▶ _Dataset section_:

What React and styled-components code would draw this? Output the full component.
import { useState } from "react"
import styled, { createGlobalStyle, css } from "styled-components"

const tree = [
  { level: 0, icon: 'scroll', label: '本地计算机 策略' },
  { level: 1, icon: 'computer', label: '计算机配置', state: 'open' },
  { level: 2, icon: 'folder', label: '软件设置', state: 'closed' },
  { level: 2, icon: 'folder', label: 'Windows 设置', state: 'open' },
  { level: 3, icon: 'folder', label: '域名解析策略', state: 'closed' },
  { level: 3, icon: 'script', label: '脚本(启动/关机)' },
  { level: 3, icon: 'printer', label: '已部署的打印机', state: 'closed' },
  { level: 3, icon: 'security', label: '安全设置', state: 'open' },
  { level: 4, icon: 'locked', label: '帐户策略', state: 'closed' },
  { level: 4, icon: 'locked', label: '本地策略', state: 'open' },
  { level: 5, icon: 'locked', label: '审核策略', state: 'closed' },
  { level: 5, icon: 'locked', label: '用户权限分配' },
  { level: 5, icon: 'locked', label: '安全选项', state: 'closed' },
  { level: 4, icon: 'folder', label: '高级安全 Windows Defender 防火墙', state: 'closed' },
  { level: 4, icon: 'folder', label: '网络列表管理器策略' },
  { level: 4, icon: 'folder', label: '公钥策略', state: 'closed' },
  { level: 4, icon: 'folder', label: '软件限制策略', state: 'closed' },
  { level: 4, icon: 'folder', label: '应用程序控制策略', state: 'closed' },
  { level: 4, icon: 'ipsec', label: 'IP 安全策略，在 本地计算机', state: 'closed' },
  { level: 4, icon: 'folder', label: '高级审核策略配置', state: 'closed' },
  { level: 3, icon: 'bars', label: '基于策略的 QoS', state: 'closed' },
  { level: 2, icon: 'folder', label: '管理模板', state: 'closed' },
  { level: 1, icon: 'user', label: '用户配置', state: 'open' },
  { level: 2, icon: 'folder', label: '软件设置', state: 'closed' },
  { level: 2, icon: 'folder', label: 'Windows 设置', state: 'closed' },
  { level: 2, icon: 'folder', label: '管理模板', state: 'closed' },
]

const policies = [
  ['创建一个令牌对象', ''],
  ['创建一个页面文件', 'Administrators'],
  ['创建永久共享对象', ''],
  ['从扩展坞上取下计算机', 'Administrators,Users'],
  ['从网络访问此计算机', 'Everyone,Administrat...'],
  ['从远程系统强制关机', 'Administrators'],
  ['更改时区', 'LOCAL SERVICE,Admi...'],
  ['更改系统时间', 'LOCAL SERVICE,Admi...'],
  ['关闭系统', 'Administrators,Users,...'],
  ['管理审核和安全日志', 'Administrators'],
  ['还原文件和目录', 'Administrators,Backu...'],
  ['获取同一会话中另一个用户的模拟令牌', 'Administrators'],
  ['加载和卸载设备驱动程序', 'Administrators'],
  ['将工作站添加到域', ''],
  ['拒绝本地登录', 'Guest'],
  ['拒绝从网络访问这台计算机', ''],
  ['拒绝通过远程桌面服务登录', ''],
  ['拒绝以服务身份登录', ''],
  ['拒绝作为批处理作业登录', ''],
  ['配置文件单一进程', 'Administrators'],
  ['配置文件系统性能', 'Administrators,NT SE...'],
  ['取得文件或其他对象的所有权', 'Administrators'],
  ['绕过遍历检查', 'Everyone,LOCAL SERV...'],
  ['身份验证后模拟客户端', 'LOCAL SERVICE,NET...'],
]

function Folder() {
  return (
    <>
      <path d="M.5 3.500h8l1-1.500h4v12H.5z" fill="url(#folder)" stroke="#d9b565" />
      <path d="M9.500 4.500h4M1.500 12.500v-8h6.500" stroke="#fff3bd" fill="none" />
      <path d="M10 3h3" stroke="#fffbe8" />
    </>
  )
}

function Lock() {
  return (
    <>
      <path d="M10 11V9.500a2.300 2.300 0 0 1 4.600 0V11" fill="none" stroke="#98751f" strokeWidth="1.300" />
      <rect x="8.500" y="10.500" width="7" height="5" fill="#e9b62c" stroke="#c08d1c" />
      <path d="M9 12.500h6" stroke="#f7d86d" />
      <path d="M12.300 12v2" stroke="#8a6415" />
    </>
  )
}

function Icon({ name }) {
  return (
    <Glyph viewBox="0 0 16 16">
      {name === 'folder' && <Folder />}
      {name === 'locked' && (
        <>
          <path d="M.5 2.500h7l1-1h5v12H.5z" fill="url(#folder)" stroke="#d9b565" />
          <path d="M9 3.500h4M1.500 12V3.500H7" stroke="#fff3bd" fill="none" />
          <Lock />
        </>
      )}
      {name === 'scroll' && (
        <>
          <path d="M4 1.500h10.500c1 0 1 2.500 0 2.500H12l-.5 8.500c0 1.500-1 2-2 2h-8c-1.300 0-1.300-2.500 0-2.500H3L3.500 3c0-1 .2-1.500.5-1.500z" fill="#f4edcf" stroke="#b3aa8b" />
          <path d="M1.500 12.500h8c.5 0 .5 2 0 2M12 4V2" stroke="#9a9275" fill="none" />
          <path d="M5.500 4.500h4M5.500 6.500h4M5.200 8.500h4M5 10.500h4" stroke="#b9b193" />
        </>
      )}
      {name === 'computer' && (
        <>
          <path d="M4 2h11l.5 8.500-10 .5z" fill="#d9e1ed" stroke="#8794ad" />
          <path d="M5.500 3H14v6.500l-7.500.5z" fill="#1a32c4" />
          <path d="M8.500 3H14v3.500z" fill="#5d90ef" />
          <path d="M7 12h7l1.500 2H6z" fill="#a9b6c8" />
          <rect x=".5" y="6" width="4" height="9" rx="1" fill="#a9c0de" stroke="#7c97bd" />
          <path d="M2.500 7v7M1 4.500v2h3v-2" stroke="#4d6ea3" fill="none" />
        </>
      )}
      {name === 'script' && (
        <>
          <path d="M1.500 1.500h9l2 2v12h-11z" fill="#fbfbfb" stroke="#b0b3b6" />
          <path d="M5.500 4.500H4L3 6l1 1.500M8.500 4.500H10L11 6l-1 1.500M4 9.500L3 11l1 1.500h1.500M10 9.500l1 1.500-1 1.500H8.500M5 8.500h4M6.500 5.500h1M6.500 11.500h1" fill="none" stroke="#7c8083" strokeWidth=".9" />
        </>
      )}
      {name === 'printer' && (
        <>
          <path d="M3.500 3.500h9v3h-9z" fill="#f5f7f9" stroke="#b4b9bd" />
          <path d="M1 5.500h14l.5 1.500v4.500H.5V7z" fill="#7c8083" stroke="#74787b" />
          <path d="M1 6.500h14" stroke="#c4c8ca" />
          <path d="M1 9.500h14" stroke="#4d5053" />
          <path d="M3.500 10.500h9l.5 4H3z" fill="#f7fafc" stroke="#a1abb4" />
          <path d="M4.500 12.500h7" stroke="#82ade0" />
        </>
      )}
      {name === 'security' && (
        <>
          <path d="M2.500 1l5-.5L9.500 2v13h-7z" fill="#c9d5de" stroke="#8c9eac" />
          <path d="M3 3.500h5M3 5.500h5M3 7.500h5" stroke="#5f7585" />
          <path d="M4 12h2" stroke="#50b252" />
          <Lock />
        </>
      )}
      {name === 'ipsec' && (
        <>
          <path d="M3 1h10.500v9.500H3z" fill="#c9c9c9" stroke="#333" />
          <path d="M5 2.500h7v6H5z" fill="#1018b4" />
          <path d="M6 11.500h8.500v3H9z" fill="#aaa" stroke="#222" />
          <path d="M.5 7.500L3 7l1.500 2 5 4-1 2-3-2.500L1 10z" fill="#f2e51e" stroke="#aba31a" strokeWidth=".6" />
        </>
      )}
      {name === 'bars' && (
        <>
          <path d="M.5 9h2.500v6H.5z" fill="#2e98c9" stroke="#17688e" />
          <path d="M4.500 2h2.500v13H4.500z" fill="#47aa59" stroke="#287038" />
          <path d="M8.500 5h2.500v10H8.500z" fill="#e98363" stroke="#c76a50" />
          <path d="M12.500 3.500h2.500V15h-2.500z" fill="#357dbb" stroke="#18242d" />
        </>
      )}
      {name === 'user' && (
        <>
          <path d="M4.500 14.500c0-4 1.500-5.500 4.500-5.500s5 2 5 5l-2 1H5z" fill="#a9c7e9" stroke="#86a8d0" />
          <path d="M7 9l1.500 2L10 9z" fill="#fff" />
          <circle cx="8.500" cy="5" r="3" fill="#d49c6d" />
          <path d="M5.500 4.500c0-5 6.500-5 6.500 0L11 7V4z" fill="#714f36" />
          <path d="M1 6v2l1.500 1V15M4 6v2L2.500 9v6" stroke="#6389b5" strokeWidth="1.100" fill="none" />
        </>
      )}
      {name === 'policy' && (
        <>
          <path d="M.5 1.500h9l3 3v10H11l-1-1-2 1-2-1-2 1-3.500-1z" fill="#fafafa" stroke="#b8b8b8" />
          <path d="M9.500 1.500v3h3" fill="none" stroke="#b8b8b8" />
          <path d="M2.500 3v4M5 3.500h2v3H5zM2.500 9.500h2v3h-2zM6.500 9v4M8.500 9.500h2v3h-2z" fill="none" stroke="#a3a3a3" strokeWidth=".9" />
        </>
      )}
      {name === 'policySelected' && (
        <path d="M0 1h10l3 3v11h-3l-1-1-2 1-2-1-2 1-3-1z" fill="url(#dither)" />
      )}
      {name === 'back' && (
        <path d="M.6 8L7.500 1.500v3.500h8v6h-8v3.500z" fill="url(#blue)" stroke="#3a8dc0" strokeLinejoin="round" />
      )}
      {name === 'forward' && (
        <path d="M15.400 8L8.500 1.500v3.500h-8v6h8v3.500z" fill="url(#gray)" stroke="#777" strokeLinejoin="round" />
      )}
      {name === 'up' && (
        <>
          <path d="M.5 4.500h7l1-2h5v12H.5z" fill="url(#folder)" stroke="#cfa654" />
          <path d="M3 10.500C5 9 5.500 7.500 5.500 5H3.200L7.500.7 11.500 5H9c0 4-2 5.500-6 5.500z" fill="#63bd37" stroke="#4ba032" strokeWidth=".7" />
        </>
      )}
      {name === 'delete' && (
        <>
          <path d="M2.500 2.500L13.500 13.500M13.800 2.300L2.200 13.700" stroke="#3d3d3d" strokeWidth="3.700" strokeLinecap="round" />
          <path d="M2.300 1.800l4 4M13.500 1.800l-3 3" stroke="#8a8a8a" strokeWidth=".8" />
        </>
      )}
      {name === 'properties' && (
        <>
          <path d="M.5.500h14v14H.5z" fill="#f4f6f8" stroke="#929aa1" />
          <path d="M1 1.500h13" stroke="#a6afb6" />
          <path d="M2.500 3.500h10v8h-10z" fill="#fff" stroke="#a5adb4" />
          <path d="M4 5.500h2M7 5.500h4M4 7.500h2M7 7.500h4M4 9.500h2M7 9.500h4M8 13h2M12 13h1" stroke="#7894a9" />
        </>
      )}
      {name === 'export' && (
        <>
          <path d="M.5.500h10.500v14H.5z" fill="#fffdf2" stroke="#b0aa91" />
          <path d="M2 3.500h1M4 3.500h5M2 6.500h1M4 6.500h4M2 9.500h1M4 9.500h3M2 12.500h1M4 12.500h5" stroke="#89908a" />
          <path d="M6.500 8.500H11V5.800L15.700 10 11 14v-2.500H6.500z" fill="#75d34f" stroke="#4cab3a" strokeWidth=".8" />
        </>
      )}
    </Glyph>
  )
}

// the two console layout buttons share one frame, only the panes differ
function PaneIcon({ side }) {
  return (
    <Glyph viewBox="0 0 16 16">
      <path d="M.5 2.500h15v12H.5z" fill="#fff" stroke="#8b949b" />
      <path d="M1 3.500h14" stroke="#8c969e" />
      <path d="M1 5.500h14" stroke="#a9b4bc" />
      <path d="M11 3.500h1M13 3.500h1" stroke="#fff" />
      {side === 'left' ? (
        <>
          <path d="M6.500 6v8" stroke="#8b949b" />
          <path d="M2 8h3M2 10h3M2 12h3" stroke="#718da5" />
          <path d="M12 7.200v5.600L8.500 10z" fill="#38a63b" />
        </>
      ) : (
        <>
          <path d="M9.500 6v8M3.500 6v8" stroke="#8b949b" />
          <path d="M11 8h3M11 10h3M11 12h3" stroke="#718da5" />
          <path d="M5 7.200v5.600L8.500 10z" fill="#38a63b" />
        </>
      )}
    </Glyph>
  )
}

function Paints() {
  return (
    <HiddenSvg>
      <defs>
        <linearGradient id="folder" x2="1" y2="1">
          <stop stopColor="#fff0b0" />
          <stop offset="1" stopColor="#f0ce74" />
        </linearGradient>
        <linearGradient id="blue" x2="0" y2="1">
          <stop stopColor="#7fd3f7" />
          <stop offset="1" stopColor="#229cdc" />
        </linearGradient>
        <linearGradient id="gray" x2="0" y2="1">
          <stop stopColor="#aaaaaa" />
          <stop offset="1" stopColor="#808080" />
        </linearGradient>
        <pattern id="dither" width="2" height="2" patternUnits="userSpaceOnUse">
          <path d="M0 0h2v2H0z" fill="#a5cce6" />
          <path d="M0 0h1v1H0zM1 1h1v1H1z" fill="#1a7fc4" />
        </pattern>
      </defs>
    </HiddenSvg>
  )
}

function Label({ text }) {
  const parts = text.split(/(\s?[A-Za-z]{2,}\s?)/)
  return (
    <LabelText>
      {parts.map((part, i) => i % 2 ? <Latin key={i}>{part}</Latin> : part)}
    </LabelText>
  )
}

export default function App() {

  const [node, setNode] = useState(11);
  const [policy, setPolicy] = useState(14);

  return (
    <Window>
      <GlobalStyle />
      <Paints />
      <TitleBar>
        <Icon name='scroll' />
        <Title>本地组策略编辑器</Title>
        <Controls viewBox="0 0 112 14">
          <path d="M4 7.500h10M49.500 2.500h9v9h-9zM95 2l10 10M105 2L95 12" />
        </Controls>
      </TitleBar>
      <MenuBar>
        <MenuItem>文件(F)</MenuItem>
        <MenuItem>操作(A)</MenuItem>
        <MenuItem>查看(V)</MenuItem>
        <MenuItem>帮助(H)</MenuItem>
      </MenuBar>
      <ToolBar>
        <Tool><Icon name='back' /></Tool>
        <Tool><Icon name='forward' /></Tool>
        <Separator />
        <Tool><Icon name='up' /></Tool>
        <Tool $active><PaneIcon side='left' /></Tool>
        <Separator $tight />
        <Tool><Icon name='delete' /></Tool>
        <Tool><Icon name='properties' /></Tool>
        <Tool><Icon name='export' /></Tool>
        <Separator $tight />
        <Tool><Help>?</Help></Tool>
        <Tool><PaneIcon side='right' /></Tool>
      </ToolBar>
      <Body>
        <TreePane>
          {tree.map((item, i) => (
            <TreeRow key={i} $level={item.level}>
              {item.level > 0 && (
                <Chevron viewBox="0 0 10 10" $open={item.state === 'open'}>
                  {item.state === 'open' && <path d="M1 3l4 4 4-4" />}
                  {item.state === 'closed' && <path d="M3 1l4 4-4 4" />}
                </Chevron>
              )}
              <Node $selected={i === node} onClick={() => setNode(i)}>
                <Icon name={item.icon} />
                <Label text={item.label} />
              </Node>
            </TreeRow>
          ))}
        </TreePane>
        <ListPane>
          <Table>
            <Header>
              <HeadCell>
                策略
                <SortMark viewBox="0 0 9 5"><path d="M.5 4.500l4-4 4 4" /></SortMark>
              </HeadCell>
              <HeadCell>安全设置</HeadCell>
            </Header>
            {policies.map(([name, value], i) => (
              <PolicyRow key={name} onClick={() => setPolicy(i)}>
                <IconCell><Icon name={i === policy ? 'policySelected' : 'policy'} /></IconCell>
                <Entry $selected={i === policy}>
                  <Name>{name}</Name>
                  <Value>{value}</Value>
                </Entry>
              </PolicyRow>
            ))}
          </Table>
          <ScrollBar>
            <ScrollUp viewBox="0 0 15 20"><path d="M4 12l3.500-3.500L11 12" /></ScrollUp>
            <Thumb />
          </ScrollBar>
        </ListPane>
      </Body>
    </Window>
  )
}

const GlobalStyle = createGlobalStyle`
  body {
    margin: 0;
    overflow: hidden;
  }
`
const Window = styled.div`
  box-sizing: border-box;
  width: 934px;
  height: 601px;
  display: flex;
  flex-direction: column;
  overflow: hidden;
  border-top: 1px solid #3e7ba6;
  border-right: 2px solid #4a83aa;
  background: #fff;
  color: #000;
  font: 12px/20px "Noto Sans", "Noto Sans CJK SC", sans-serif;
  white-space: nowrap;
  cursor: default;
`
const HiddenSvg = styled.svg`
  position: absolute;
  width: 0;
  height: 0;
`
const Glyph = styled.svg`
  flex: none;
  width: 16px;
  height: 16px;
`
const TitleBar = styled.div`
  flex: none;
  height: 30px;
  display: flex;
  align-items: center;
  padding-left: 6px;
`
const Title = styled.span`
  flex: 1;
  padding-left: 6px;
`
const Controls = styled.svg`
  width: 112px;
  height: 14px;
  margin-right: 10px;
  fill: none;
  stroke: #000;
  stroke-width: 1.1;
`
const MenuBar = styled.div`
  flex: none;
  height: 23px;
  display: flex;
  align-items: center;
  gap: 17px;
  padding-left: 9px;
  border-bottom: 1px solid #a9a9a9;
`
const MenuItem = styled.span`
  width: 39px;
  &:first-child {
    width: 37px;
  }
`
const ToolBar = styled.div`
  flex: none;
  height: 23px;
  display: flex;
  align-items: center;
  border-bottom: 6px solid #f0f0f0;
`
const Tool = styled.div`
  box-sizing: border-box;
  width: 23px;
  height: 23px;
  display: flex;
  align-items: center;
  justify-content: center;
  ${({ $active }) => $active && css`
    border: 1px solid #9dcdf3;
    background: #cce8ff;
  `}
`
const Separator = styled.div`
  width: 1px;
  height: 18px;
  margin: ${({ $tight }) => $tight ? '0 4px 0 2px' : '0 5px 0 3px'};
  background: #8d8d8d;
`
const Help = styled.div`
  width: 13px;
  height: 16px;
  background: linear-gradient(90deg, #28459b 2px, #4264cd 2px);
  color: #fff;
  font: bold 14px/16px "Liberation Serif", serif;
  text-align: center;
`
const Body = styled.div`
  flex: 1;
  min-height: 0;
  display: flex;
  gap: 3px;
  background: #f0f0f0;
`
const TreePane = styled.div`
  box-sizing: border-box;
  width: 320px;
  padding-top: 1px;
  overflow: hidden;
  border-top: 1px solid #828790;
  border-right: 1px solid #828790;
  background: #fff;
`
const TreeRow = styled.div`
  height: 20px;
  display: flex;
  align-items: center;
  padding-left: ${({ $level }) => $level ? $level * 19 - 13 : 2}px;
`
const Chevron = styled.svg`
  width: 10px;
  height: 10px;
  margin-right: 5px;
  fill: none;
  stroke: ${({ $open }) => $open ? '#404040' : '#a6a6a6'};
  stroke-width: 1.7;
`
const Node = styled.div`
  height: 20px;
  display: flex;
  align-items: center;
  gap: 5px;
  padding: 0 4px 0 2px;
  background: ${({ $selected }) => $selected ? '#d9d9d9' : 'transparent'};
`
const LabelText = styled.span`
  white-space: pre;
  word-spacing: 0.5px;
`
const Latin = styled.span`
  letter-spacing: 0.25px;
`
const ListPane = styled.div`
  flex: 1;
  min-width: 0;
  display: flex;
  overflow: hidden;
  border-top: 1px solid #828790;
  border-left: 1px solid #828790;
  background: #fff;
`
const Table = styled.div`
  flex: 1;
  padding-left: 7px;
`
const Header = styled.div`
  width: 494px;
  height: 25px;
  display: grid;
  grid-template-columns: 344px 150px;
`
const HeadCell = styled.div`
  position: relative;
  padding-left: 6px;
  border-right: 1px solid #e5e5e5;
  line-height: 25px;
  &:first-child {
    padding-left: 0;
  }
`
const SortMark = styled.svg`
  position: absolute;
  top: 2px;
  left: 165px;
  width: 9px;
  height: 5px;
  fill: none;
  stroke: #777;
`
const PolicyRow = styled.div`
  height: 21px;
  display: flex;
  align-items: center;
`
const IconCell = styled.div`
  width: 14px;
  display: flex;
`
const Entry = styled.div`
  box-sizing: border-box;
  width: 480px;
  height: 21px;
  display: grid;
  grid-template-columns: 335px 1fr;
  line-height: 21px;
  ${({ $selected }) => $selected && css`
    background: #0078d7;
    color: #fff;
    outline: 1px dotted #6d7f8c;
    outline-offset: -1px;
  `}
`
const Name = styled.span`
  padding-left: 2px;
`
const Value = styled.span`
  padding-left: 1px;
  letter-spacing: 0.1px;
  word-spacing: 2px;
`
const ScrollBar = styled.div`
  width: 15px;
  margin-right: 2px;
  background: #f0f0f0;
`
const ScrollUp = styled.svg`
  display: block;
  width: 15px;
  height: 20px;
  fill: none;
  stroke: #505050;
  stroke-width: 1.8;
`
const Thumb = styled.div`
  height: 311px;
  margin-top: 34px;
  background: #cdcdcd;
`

▶ _What needs to be done_: Among the lines of the data, identify those with the word "components". Copy each of them.

▶ _The answer_:
What React and styled-components code would draw this? Output the full component.
import styled, { createGlobalStyle, css } from "styled-components"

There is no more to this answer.